▸ STATED PROBLEM
Lines holding the string "screenshot" are the ones to copy from this listing.

▸ RECORDED INFORMATION
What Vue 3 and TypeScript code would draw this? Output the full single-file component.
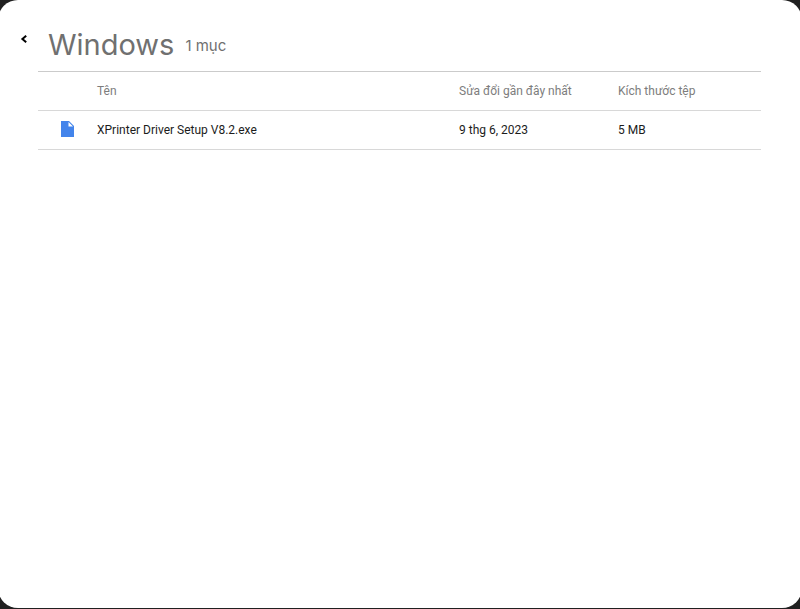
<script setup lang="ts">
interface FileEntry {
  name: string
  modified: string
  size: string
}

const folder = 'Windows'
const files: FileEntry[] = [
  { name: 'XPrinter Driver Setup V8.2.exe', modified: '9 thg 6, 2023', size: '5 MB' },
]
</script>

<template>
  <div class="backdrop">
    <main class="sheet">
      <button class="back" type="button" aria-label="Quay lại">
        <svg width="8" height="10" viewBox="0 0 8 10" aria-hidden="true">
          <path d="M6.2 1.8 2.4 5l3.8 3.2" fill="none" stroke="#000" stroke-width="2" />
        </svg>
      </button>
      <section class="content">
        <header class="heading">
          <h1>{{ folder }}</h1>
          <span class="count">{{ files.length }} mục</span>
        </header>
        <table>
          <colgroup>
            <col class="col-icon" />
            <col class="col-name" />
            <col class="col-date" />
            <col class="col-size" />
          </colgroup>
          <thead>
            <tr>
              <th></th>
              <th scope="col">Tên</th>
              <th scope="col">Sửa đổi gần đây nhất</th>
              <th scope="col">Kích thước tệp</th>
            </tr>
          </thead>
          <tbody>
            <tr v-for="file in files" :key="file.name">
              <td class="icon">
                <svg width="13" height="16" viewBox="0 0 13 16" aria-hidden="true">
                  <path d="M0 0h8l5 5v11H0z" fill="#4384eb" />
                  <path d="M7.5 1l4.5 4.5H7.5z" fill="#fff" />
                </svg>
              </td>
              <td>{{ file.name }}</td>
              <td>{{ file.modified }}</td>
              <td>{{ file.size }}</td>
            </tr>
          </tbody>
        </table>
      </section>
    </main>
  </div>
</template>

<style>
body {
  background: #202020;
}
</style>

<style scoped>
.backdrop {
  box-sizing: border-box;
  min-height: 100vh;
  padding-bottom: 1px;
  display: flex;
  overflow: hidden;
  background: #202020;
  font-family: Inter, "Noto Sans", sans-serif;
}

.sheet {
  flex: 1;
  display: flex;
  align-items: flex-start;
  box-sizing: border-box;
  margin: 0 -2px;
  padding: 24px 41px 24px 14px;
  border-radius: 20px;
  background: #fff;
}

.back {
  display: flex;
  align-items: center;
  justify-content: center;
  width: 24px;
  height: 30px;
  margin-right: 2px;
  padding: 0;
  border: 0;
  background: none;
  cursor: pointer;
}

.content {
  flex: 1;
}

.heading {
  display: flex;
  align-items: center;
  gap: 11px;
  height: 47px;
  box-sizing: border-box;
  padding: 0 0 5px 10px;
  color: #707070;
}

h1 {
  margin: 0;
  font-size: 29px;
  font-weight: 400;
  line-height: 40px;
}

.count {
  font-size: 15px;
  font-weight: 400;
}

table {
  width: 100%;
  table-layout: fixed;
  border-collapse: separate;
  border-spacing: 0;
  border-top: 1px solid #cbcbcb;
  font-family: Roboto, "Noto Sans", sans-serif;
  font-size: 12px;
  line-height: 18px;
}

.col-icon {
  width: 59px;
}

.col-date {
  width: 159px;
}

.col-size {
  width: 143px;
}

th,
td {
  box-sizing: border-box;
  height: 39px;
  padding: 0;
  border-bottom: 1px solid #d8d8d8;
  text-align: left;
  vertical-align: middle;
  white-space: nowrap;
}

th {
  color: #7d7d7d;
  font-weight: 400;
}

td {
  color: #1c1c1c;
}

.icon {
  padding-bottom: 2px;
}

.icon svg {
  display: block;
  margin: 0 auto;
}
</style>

--

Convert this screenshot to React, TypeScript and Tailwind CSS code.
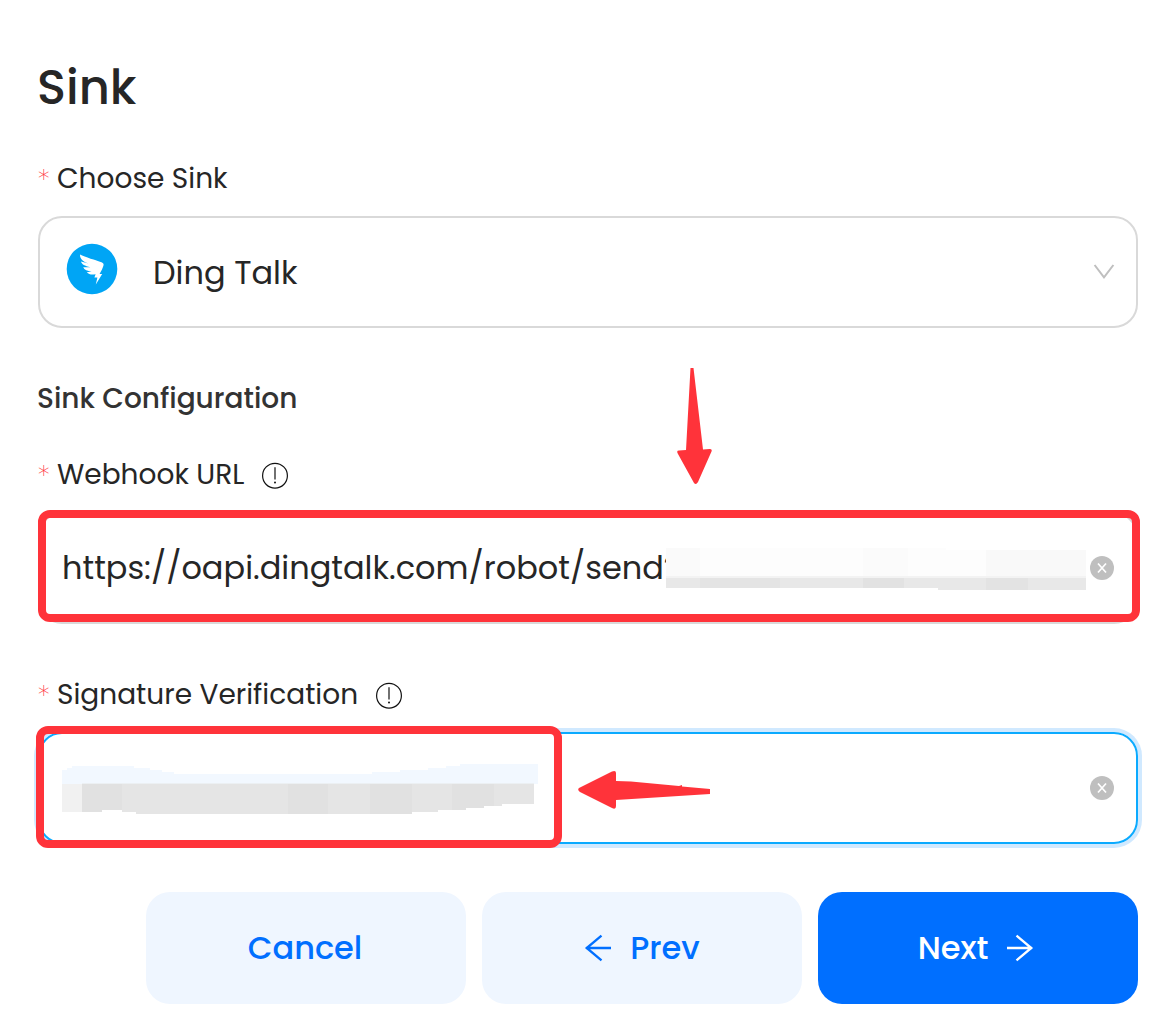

...

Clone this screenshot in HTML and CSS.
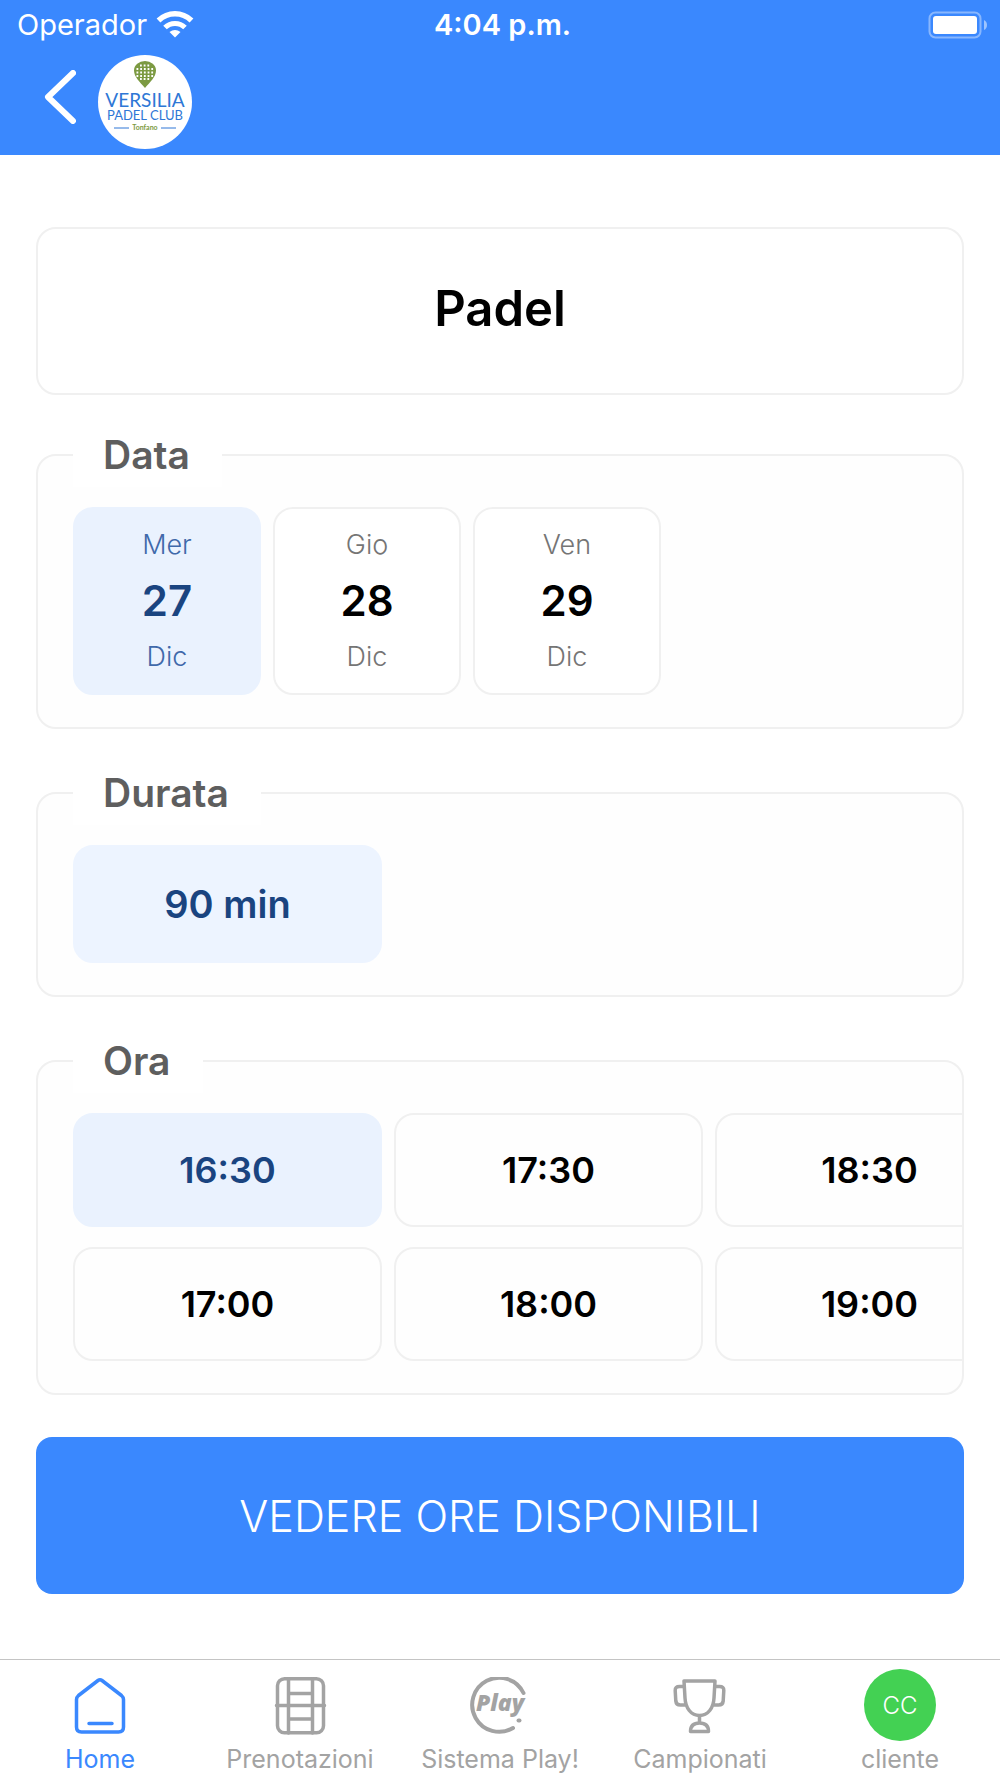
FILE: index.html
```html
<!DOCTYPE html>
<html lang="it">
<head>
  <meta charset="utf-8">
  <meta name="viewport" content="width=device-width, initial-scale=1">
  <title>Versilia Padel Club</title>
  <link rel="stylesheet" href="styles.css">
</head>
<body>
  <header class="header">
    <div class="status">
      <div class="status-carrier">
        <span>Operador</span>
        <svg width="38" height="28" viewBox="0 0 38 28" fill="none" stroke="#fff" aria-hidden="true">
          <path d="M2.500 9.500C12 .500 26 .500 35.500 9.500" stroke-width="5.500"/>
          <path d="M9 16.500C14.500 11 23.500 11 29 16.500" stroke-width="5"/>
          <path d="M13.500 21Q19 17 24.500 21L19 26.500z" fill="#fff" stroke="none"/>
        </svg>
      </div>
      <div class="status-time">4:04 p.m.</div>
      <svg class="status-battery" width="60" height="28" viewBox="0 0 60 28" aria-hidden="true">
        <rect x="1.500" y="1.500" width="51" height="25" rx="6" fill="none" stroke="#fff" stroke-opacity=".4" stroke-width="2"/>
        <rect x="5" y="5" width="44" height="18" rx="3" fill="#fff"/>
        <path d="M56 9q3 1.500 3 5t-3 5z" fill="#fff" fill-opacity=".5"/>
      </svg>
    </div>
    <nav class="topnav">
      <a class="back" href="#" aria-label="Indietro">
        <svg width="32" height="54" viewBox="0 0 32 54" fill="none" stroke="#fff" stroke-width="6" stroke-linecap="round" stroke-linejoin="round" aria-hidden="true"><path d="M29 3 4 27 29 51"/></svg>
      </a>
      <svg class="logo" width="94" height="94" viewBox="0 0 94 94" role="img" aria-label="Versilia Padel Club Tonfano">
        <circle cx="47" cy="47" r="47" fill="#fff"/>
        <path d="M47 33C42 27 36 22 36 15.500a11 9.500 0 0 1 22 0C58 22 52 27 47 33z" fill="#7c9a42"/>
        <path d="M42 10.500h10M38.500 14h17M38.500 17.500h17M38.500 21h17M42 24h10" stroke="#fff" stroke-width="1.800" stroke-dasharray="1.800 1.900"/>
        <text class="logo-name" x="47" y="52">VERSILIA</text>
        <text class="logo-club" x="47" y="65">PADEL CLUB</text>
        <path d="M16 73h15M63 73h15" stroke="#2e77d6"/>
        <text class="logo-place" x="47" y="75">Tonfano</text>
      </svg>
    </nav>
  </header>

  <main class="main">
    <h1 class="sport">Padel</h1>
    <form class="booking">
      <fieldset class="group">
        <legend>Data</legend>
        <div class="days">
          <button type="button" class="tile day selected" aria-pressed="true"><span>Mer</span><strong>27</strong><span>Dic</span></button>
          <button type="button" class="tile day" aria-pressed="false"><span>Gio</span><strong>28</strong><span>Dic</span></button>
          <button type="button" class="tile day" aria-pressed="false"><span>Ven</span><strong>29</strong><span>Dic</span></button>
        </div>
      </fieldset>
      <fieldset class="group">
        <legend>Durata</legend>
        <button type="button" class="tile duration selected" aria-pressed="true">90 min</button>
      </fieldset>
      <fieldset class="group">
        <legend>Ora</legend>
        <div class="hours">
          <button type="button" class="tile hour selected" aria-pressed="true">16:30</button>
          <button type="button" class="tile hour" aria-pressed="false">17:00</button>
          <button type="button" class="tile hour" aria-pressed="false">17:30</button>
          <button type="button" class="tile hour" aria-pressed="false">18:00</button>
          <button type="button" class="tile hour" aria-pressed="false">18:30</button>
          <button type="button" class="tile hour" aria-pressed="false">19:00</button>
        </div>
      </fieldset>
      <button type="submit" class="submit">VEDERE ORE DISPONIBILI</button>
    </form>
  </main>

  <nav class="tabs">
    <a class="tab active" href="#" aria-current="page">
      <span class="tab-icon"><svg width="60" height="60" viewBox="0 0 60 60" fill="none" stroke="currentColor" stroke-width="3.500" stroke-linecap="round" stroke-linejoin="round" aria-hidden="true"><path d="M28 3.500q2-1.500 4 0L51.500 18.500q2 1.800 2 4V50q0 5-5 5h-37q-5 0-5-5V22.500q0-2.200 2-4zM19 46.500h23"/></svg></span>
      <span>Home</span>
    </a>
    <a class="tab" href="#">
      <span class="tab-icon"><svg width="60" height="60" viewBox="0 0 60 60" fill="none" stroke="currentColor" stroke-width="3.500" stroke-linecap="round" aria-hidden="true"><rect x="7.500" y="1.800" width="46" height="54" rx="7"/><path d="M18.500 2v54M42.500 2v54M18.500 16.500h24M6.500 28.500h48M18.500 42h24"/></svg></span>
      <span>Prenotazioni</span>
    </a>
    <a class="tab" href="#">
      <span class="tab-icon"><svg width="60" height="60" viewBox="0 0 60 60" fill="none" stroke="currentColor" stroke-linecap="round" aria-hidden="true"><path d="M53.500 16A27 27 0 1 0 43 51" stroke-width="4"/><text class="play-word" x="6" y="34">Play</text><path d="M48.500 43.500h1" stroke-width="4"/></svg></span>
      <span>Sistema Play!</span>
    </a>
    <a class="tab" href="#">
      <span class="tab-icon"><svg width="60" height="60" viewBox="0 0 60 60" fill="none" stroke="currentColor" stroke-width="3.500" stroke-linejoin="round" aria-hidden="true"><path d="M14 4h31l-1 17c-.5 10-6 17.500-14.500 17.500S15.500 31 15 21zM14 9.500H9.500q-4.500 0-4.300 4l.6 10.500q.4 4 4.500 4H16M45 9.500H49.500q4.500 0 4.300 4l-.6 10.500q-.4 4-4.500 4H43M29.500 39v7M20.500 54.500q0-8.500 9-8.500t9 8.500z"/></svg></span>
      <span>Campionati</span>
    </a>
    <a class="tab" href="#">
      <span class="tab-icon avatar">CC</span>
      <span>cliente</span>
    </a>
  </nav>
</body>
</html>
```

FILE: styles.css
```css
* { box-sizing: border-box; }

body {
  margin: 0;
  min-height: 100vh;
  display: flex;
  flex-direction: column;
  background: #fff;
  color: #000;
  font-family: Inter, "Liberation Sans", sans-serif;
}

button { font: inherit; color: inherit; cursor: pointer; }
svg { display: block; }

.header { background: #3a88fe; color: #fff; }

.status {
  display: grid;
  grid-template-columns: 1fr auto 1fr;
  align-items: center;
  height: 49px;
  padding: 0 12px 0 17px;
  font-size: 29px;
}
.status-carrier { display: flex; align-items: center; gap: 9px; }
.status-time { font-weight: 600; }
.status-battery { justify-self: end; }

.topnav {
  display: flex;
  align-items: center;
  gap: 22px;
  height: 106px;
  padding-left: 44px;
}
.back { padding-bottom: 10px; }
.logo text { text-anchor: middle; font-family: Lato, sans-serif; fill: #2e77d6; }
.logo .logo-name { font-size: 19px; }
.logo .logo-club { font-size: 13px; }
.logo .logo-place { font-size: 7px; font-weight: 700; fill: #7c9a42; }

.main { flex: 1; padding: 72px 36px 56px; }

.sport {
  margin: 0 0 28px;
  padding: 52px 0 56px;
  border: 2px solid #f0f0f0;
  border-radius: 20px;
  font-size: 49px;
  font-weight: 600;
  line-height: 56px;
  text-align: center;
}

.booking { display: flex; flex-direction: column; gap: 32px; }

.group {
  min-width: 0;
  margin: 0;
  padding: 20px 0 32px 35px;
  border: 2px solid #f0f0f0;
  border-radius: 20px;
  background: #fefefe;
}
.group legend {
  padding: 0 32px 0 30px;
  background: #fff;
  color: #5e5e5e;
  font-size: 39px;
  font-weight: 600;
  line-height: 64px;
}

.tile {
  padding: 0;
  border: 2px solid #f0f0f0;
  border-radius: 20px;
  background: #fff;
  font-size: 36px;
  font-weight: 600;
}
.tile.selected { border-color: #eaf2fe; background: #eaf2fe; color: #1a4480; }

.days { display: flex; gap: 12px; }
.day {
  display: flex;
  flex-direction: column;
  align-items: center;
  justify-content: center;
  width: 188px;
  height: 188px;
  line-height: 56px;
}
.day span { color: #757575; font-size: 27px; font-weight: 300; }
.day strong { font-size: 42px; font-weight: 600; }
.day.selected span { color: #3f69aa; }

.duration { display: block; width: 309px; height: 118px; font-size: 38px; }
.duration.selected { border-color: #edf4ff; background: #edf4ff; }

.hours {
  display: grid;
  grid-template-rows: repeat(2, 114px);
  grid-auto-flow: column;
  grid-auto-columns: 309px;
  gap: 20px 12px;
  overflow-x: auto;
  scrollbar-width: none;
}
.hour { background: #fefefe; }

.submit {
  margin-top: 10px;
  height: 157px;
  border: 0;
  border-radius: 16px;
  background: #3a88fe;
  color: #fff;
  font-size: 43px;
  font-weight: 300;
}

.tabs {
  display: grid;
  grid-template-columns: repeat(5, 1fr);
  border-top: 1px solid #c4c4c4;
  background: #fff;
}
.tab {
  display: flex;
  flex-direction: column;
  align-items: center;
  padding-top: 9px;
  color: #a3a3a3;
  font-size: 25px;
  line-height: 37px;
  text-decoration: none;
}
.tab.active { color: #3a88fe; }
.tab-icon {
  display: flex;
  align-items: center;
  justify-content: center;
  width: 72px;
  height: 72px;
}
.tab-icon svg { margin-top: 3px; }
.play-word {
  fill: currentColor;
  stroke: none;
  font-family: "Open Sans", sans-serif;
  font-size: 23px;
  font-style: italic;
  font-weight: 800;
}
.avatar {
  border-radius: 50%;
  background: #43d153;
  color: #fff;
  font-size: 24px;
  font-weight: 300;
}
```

▸ RESULT OF THE EXERCISE
Convert this screenshot to React, TypeScript and Tailwind CSS code.
Clone this screenshot in HTML and CSS.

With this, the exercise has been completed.